If you are in the business of designing and developing accessories or cases for Apple hardware, or just a hardcore fan who has keen interest in the engineering behind products and how they are actually put together, then Apple’s trend of releasing blueprints and schematics of their new mobile devices is sure to please. Over the weekend, we were treated to some rather detailed technical drawings of the sixth-generation iPhone and that has been followed up with the blueprints of the fifth-generation iPod touch and the seventh iteration of the iPod nano.
As was the case with the previous iPhone 5 drawings, the images are highly detailed and cover pretty much every aspect of said devices as well as giving guidelines to accessory creators about what they should and shouldn’t be doing with their creations. It isn’t any great secret that Apple likes to think they have the best products on the market, so it shouldn’t come as a surprise that they make these dimensional drawings available to allow accessory makers to ensure that they create their products to the highest standard without interfering with any of the device’s operations.

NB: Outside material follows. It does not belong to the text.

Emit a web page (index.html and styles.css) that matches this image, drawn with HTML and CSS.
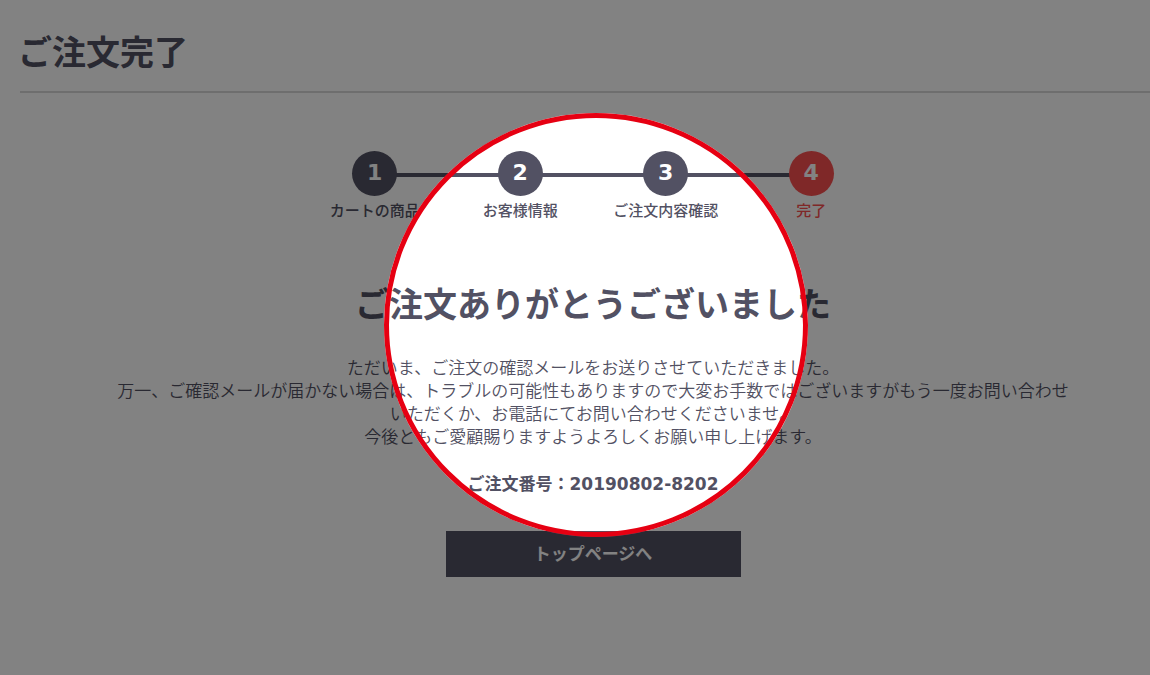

In addition to the technical drawings, Apple also provides a document that outlines their general guidelines for the creation of cases that are intended for use with any of their mobile devices. The document is currently sitting on version R3 and has recently been updated to coincide with the announcement of the iPhone 5, the fifth-generation iPod touch and the seventh-generation iPod nano. When used in conjunction with the dimensional drawings, the document provides comprehensive information on mechanical considerations to take into account when designing a case as well as ensuring that the user still has access to all controls and acoustic apertures.
The document also forces designers to take camera considerations into account and even has examples of images taken with an embedded camera where the flash has been obstructed by poorly designed cases. To some it may just be a set of useless drawings and documents, but to those who are involved in the accessory industry, it is another example of how Apple go that extra mile to ensure users of their devices get the best possible experience.